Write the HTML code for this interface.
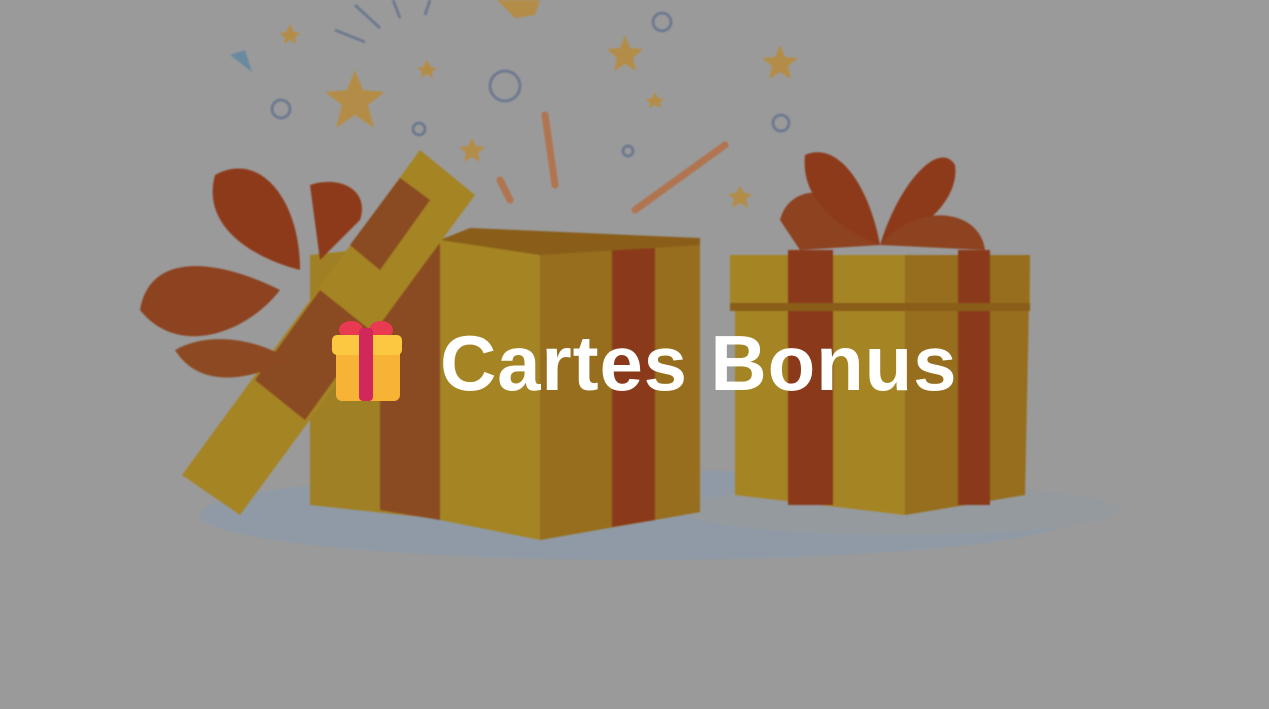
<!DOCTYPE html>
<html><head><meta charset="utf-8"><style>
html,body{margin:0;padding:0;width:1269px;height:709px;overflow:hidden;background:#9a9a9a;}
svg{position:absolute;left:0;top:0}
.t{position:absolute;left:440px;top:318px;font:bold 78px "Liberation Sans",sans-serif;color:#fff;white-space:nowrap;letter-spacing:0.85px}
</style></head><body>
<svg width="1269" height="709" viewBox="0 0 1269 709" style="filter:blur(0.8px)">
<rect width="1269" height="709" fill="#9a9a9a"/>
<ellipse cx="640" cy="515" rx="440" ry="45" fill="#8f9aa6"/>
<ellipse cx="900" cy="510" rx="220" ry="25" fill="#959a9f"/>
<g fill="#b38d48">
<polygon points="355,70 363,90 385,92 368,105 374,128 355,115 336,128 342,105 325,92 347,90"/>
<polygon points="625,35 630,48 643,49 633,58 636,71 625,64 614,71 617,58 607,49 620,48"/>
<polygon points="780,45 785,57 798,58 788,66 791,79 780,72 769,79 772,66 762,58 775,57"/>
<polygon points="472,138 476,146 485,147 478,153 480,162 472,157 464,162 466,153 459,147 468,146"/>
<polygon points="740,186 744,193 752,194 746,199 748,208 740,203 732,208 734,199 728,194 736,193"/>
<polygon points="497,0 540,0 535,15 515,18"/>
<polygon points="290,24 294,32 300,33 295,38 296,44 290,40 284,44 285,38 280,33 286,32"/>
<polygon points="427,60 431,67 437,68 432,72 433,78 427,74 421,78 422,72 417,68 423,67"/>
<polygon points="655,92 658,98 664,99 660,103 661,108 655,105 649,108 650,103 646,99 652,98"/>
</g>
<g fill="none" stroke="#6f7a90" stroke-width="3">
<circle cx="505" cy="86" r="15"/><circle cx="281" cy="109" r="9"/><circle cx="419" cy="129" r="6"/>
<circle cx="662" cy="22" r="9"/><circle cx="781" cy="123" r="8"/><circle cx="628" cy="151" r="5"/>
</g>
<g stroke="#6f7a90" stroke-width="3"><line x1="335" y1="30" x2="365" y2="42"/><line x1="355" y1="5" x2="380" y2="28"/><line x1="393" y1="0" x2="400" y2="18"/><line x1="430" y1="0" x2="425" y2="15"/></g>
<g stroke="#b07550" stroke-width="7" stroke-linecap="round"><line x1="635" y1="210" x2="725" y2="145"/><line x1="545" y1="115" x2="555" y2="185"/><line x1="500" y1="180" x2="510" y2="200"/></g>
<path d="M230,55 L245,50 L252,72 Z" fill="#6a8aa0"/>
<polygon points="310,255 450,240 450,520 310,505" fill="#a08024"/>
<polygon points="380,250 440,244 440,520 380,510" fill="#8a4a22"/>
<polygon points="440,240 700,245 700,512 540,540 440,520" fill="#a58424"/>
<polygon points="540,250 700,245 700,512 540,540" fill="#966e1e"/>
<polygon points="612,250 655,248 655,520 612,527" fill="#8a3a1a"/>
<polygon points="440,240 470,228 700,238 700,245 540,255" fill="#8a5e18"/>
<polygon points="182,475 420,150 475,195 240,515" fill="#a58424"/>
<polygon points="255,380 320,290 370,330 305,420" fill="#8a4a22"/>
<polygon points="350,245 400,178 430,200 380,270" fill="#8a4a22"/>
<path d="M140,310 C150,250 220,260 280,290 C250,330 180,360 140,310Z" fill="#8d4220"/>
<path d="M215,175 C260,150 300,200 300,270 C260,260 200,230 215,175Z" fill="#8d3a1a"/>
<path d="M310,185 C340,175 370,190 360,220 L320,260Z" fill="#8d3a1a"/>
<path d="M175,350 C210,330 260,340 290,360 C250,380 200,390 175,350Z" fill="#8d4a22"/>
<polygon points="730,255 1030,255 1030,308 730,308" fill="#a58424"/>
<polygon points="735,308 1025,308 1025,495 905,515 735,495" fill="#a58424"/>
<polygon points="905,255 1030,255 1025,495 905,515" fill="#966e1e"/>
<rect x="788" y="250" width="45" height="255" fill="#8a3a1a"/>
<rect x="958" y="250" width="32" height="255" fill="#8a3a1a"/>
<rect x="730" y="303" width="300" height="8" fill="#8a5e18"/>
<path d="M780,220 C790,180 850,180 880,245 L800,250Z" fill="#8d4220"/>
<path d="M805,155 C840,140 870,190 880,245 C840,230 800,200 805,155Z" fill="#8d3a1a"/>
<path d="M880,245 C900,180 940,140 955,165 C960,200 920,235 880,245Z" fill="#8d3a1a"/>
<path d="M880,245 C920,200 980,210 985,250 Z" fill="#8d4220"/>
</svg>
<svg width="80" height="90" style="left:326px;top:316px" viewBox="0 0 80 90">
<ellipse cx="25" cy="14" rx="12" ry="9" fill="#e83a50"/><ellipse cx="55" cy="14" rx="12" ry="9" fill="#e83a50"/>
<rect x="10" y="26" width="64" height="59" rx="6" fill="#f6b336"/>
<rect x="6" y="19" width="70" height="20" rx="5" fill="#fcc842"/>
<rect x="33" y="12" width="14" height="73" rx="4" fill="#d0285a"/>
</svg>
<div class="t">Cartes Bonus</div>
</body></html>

--

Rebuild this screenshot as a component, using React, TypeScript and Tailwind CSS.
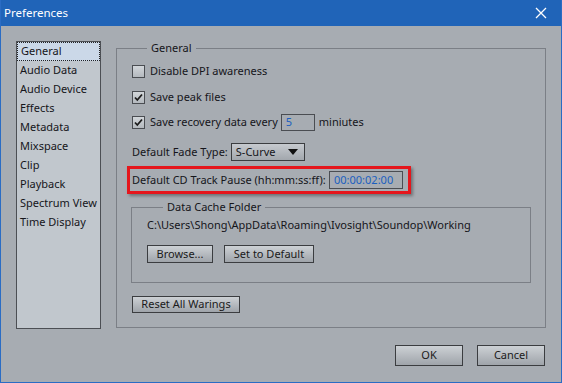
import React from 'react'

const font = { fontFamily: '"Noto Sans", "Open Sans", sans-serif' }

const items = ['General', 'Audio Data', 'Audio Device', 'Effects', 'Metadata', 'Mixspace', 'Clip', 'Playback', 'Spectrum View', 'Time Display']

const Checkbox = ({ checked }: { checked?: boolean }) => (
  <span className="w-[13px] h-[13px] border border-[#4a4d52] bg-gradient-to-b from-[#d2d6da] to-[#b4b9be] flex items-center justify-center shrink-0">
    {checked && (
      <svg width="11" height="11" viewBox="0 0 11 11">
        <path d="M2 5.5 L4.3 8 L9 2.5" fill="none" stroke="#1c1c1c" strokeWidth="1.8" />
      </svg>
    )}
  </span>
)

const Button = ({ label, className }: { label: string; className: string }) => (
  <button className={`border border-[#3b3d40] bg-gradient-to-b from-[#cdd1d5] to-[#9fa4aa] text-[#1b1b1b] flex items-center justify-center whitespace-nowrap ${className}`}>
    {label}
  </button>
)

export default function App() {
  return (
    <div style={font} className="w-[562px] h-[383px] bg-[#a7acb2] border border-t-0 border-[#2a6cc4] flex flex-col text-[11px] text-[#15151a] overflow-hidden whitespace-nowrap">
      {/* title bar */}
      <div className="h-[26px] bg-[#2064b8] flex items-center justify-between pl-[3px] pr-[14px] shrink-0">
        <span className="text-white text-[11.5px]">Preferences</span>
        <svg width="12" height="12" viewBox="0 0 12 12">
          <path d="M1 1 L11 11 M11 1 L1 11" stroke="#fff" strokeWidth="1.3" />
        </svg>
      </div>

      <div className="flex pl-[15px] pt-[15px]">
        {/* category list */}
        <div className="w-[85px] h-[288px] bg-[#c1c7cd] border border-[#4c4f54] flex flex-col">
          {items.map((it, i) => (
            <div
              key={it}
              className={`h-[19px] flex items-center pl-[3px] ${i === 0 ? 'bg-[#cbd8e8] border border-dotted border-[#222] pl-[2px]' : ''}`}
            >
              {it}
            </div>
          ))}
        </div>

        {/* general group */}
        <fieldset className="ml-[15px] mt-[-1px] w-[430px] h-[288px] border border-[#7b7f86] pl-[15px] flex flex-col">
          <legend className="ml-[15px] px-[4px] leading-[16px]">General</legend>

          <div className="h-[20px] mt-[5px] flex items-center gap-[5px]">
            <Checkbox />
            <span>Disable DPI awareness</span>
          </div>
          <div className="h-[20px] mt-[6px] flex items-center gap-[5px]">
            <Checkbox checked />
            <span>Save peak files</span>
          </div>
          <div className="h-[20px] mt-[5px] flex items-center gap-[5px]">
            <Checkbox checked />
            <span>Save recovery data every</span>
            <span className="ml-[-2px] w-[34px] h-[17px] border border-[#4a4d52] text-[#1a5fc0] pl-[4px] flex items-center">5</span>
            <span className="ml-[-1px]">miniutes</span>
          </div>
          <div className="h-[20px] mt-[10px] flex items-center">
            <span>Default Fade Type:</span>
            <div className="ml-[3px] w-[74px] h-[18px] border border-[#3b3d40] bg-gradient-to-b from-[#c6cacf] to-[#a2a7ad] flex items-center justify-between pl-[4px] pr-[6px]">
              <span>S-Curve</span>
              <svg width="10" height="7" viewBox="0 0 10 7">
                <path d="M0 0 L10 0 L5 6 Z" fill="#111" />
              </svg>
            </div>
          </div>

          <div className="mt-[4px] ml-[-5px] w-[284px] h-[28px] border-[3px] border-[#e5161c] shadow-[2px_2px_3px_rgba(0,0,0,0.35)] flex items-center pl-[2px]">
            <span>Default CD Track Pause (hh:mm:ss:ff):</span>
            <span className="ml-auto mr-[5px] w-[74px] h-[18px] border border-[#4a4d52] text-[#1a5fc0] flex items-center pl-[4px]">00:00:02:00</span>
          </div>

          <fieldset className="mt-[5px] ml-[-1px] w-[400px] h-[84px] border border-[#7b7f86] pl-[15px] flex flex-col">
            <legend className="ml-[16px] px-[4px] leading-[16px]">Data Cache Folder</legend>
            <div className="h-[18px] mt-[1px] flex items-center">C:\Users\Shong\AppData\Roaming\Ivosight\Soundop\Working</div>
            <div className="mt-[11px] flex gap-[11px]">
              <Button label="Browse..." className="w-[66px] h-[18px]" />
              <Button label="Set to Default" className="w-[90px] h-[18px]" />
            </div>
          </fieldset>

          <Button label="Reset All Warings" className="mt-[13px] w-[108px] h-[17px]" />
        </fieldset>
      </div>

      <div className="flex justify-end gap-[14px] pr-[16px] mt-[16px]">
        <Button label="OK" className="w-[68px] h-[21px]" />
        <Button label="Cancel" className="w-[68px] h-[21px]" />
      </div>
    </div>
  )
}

* * *

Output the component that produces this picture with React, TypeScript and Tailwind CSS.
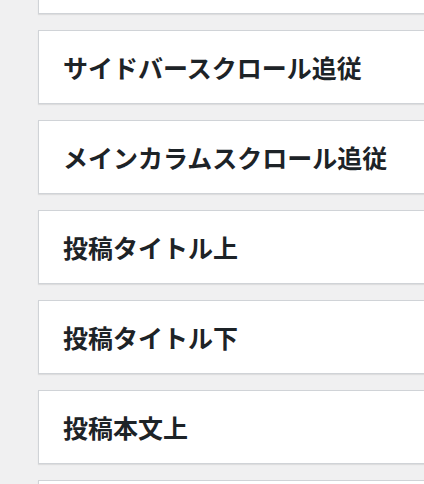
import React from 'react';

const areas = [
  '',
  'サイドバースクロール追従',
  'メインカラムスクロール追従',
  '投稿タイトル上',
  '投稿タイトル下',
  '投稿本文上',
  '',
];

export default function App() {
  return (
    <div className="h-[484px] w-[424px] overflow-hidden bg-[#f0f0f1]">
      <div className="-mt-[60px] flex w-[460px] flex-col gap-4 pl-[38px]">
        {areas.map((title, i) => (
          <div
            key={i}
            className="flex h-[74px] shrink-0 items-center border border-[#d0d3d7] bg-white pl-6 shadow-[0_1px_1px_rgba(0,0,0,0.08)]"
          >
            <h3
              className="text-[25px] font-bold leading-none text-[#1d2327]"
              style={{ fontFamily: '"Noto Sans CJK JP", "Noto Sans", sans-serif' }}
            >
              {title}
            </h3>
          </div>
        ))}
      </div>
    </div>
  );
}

# [REQUIREMENT]
Count the lines above in which the word "React" appears, then state only that count.

# [SOLUTION FOR THIS PROBLEM]
4